'''

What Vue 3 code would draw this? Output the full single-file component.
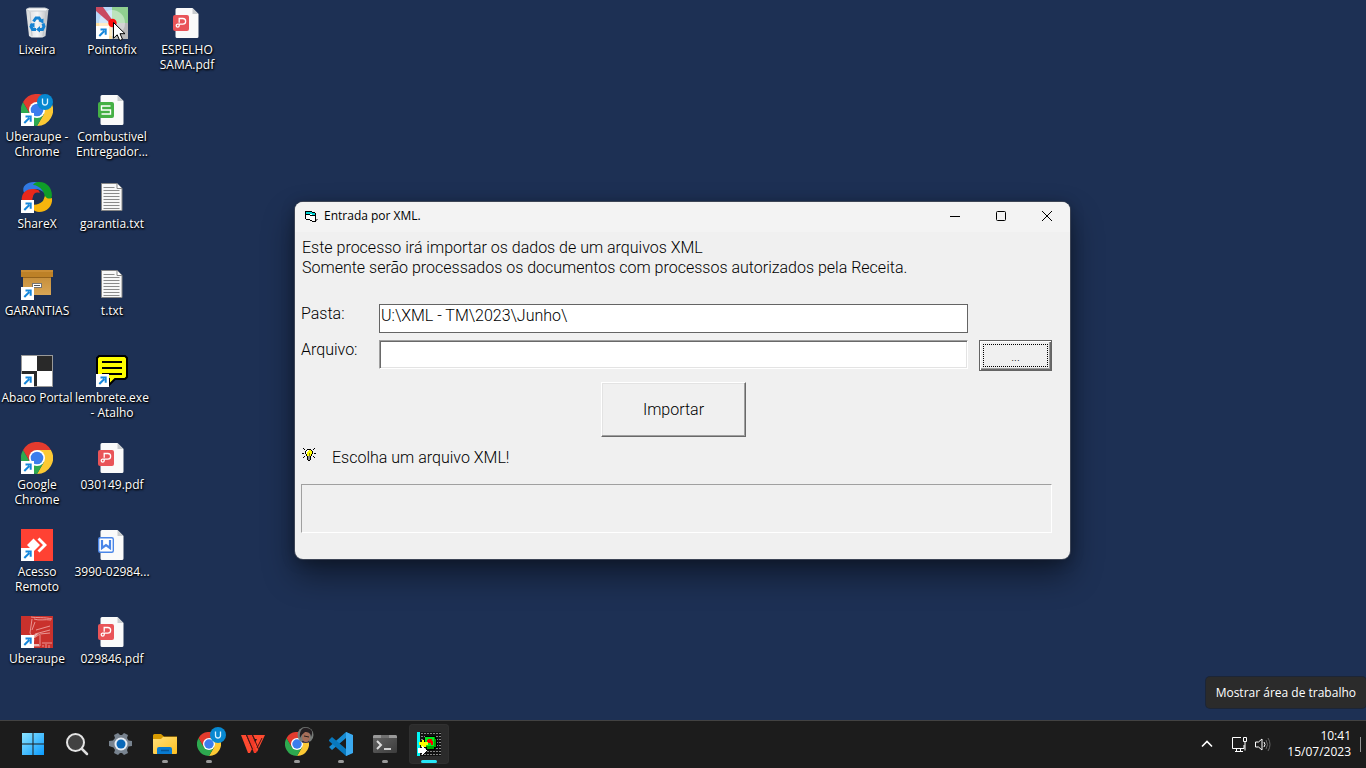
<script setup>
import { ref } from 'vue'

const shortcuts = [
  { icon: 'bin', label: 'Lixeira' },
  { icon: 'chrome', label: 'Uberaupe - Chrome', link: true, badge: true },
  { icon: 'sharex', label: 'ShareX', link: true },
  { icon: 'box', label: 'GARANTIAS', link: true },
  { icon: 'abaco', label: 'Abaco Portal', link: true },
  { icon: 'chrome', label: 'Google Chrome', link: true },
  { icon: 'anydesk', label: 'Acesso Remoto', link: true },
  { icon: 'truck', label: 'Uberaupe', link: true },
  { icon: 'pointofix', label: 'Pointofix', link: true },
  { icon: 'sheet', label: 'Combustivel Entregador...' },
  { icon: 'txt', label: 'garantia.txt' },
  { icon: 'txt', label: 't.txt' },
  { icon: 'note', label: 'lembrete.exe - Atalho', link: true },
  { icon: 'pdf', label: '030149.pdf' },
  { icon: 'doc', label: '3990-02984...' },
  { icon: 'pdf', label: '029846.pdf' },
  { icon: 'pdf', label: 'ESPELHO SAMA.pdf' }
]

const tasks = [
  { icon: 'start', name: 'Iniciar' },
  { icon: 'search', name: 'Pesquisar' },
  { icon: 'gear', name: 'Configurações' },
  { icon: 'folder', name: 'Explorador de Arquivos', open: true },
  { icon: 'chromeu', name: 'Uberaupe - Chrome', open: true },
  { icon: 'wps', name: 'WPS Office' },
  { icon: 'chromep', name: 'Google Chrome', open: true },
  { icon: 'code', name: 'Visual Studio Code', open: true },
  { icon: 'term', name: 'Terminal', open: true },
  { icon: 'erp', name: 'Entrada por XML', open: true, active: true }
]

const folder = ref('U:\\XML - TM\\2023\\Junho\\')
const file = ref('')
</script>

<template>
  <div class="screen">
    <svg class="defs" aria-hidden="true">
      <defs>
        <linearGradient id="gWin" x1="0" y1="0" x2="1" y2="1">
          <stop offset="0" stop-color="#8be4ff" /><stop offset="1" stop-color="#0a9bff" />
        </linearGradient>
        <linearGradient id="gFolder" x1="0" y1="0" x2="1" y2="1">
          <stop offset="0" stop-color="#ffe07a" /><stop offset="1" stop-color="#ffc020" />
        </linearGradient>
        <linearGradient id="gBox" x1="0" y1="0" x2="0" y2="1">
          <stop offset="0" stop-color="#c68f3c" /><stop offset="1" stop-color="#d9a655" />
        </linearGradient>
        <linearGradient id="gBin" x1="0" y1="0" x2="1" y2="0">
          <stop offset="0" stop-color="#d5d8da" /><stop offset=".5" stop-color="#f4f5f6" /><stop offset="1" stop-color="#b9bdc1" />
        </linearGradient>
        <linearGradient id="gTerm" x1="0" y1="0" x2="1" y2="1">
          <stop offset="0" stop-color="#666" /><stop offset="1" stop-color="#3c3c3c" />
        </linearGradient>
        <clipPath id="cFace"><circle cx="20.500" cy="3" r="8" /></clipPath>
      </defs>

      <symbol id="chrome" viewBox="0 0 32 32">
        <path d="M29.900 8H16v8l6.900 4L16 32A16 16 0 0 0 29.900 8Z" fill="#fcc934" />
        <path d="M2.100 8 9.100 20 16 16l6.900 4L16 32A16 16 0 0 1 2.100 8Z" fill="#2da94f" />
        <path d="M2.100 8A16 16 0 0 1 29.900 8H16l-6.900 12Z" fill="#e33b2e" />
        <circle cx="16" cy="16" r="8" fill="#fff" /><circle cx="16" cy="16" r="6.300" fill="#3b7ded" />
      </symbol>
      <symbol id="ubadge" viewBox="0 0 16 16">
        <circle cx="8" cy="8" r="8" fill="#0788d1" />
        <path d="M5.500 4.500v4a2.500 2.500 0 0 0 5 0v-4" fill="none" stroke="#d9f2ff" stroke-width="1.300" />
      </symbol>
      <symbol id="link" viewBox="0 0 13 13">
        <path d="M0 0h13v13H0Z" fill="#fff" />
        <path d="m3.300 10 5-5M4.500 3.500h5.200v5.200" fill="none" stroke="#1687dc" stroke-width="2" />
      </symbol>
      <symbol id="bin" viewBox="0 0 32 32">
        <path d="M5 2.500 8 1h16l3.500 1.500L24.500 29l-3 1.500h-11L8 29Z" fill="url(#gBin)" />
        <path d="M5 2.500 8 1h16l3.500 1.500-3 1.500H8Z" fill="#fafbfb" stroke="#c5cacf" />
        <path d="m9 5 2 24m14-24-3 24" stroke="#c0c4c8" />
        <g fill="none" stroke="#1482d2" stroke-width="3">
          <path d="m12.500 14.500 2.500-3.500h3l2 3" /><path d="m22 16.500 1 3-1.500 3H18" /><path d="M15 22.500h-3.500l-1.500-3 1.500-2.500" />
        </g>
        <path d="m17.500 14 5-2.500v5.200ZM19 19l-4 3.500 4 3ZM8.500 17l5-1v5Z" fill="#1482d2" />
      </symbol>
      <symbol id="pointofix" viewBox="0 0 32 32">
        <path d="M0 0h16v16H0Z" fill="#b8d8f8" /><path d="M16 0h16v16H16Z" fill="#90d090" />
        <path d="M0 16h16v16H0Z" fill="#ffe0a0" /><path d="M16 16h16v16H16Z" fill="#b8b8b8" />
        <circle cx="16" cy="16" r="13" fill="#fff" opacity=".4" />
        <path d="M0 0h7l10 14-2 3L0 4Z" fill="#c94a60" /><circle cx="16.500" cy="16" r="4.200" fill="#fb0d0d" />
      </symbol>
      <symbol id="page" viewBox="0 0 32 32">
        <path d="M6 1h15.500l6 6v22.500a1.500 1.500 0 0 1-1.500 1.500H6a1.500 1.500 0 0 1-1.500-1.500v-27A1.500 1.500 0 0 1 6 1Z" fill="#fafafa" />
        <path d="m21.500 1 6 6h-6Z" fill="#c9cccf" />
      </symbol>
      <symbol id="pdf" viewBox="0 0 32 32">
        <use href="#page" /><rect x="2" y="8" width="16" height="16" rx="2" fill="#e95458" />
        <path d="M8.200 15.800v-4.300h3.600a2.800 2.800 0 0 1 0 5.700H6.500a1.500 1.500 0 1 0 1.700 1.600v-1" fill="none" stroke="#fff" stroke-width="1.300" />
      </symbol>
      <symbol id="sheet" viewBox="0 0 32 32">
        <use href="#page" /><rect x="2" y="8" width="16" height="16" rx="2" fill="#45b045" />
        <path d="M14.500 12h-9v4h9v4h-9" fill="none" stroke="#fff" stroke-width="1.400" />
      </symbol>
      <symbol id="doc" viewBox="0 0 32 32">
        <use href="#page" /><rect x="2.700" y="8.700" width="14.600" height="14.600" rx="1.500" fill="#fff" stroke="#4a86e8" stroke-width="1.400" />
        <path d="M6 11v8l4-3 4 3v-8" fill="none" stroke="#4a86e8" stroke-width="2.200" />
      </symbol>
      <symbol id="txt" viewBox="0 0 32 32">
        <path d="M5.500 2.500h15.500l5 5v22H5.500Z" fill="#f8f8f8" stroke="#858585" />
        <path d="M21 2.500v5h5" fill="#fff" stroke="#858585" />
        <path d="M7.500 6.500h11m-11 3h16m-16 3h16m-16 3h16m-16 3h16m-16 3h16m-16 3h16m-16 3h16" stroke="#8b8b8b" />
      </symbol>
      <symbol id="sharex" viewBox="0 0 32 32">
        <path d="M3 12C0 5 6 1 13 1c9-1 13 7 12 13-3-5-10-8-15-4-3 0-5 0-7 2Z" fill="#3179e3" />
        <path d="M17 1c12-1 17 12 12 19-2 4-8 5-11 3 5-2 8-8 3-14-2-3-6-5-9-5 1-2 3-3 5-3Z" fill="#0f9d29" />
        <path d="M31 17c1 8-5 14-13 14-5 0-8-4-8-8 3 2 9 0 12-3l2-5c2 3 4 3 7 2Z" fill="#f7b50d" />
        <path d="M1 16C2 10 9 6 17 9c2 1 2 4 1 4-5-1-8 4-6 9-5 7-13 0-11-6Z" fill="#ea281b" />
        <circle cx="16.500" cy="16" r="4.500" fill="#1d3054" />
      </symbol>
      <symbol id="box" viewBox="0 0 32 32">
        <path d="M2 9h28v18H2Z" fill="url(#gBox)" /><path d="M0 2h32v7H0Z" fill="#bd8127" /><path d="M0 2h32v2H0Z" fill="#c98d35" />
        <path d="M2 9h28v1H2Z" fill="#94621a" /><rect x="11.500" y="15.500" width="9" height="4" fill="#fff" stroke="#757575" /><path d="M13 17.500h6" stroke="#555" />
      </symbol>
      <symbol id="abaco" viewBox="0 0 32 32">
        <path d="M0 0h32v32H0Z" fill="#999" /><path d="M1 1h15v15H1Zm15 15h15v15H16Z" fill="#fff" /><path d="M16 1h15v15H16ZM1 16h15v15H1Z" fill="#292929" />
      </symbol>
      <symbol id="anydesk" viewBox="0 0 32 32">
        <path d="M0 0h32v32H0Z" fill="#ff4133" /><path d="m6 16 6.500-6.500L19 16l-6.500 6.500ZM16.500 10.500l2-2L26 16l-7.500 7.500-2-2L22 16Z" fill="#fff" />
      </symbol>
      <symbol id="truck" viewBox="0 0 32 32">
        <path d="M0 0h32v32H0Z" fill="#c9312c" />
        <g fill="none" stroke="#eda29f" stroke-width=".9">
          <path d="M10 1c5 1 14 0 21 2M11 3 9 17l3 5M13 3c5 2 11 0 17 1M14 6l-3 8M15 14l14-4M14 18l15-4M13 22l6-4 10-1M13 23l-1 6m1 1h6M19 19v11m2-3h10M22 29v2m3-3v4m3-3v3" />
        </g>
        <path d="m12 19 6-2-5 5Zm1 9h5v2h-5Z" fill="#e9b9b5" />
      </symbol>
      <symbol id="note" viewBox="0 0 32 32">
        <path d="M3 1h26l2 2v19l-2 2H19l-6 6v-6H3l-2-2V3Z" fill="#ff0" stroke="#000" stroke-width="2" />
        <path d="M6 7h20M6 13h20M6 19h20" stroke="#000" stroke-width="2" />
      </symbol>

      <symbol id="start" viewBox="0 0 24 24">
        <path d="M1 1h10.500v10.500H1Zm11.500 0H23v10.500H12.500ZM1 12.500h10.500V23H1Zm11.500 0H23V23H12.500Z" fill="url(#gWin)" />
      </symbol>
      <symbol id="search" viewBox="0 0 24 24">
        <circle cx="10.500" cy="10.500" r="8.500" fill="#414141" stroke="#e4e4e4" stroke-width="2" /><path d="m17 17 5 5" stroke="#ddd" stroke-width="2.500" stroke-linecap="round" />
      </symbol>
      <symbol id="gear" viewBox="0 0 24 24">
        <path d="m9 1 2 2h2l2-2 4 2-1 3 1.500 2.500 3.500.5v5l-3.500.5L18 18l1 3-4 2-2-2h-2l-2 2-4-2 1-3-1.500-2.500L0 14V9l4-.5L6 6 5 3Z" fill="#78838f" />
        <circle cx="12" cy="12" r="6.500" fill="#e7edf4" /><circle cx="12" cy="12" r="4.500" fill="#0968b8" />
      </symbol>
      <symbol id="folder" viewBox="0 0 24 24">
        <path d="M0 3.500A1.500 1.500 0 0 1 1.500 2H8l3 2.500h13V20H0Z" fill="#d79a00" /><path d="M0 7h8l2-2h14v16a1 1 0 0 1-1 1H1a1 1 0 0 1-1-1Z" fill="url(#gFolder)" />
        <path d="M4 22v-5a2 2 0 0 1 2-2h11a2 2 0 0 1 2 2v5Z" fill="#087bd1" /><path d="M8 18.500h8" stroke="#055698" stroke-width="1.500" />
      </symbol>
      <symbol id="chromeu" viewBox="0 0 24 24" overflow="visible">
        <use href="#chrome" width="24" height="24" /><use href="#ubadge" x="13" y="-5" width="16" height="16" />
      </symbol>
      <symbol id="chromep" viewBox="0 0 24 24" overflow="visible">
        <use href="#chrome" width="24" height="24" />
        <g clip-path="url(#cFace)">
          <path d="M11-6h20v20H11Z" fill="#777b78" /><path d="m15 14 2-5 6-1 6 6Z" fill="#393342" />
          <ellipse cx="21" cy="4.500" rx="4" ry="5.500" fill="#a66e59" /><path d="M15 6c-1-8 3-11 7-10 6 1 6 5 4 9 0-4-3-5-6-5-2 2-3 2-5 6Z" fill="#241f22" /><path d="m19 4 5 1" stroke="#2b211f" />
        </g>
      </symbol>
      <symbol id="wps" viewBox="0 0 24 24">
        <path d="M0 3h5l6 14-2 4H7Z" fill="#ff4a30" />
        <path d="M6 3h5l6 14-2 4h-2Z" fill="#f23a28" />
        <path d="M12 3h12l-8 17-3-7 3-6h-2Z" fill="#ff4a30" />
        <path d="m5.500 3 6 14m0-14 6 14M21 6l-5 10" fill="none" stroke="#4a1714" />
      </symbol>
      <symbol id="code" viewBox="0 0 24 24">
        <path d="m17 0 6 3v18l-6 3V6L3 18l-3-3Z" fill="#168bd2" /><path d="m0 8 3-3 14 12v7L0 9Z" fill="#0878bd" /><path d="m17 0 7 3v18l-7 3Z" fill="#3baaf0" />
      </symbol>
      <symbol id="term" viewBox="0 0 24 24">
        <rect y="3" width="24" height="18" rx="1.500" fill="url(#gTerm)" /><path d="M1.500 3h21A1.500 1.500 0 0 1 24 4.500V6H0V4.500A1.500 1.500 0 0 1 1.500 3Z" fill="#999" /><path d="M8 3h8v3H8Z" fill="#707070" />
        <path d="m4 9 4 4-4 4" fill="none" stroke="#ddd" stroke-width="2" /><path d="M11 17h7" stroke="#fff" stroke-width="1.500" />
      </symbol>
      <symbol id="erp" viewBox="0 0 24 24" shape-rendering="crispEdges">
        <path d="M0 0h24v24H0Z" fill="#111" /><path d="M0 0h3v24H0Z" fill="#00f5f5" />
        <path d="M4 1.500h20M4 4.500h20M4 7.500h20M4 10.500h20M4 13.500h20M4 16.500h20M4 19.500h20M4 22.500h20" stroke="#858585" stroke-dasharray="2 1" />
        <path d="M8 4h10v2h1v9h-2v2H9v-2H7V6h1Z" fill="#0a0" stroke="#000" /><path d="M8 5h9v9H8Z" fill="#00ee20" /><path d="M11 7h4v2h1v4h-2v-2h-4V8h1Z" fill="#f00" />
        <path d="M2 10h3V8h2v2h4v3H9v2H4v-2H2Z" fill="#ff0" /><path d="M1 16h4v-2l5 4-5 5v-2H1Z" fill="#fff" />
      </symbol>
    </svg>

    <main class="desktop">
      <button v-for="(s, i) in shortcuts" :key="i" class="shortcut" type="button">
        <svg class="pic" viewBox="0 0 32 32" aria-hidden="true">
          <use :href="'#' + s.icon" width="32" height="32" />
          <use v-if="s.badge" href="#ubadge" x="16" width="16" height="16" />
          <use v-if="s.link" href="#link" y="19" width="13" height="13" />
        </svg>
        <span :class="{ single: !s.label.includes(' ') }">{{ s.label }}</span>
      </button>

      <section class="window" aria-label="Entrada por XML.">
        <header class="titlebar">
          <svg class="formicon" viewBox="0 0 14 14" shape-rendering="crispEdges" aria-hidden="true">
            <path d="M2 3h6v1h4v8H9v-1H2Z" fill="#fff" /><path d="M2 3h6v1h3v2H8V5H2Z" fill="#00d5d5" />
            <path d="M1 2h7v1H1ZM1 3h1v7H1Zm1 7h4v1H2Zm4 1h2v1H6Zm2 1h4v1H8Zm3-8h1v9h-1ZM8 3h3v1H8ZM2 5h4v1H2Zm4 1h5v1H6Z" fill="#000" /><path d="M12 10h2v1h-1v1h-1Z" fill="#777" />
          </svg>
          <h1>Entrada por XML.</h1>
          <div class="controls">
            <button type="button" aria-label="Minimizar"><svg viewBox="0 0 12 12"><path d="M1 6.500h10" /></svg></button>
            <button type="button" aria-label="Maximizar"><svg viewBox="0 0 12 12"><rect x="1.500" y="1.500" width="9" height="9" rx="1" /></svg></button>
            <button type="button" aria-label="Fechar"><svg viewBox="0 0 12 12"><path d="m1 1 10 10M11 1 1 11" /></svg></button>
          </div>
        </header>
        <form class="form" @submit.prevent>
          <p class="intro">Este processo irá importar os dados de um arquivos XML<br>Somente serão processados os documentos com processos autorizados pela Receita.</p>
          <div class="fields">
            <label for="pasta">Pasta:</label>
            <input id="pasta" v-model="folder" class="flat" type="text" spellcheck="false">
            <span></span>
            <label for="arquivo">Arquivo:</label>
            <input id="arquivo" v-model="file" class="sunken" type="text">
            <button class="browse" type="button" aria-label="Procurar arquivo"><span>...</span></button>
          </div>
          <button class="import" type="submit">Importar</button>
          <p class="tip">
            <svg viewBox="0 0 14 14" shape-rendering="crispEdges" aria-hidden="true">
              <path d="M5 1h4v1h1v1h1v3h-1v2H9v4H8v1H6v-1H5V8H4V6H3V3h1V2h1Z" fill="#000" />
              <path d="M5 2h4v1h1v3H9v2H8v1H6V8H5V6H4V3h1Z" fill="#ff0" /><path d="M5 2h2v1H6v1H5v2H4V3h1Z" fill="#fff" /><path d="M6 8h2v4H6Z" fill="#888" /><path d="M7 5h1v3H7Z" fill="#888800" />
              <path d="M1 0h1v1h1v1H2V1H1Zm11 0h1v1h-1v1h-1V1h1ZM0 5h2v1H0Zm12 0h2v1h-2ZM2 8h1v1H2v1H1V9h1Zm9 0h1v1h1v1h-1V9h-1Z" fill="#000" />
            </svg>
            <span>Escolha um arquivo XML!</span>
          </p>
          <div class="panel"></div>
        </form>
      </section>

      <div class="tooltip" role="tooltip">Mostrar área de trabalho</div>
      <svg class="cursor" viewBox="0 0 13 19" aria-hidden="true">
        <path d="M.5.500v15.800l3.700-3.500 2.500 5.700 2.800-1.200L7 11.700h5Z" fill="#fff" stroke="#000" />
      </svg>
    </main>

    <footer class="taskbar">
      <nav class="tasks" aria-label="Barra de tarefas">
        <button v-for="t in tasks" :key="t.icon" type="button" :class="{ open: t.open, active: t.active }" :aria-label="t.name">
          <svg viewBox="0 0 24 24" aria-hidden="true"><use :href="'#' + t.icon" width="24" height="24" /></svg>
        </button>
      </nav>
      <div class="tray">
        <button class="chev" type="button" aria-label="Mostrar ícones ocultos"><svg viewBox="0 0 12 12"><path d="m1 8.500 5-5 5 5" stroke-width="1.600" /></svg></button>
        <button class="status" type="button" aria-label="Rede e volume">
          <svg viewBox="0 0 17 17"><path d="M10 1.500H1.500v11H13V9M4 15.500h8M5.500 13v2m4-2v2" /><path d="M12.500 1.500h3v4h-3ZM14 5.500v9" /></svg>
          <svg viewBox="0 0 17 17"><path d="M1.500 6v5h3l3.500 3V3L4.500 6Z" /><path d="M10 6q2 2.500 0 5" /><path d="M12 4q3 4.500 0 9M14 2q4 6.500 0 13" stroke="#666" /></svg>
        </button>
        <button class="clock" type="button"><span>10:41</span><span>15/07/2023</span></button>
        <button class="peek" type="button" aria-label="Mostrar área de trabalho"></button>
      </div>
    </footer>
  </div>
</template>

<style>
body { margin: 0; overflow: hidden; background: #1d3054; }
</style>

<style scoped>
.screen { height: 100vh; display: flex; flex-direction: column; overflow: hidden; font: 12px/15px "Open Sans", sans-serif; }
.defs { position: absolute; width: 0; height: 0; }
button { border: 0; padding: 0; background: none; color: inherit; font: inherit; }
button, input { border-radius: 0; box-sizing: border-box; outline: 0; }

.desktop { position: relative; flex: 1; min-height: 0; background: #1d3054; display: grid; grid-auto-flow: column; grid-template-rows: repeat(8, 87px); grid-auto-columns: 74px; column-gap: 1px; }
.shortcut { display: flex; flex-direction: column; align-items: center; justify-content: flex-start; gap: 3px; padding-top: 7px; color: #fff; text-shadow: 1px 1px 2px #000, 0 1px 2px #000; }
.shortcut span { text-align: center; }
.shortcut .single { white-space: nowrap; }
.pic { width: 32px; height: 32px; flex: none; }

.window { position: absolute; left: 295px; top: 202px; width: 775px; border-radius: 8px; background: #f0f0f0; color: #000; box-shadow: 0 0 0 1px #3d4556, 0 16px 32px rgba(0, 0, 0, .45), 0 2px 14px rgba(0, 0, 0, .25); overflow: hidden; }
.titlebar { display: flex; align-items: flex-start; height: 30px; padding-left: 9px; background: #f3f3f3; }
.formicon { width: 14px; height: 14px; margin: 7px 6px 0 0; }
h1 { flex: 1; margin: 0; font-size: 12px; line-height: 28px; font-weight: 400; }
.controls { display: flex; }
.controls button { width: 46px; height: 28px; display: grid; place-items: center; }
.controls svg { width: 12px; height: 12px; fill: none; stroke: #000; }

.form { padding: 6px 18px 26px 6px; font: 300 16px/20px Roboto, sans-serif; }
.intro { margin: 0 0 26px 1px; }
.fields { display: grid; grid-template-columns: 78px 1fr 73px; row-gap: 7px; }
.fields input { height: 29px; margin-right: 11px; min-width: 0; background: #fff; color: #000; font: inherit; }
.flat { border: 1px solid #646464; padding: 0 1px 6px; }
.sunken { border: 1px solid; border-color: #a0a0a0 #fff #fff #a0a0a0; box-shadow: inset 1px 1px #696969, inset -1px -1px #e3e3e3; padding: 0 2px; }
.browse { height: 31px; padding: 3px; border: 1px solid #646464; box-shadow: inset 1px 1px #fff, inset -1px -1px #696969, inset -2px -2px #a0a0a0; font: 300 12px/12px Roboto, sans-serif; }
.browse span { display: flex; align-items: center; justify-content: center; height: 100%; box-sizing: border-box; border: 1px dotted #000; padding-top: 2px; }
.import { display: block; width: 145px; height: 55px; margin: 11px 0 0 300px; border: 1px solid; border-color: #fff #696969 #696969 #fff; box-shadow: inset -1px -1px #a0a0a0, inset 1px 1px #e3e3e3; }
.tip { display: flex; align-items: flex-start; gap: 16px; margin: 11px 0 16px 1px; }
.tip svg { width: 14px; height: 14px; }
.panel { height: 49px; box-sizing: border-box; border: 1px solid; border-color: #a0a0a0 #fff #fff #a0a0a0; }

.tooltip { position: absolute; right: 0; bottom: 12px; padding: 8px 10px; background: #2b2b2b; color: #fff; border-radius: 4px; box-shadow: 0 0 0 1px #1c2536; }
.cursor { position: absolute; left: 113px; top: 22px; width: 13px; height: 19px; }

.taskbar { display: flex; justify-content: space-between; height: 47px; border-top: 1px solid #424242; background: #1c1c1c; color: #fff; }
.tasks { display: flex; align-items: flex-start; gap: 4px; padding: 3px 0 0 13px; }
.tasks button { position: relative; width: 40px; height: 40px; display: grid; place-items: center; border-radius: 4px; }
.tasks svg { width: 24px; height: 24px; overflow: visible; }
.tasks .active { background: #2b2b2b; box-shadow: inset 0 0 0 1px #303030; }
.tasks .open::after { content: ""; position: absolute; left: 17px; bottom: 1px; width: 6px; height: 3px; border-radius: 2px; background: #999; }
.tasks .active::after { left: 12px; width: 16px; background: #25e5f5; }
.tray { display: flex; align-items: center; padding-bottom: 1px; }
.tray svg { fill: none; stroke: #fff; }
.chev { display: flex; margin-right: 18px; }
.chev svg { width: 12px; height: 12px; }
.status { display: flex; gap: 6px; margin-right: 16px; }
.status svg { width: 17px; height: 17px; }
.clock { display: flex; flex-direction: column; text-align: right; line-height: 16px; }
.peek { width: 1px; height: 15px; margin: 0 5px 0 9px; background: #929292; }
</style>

'''

Copy each line of the data above that holds "single".

◆ TASK RESPONSE
What Vue 3 code would draw this? Output the full single-file component.
        <span :class="{ single: !s.label.includes(' ') }">{{ s.label }}</span>
.shortcut .single { white-space: nowrap; }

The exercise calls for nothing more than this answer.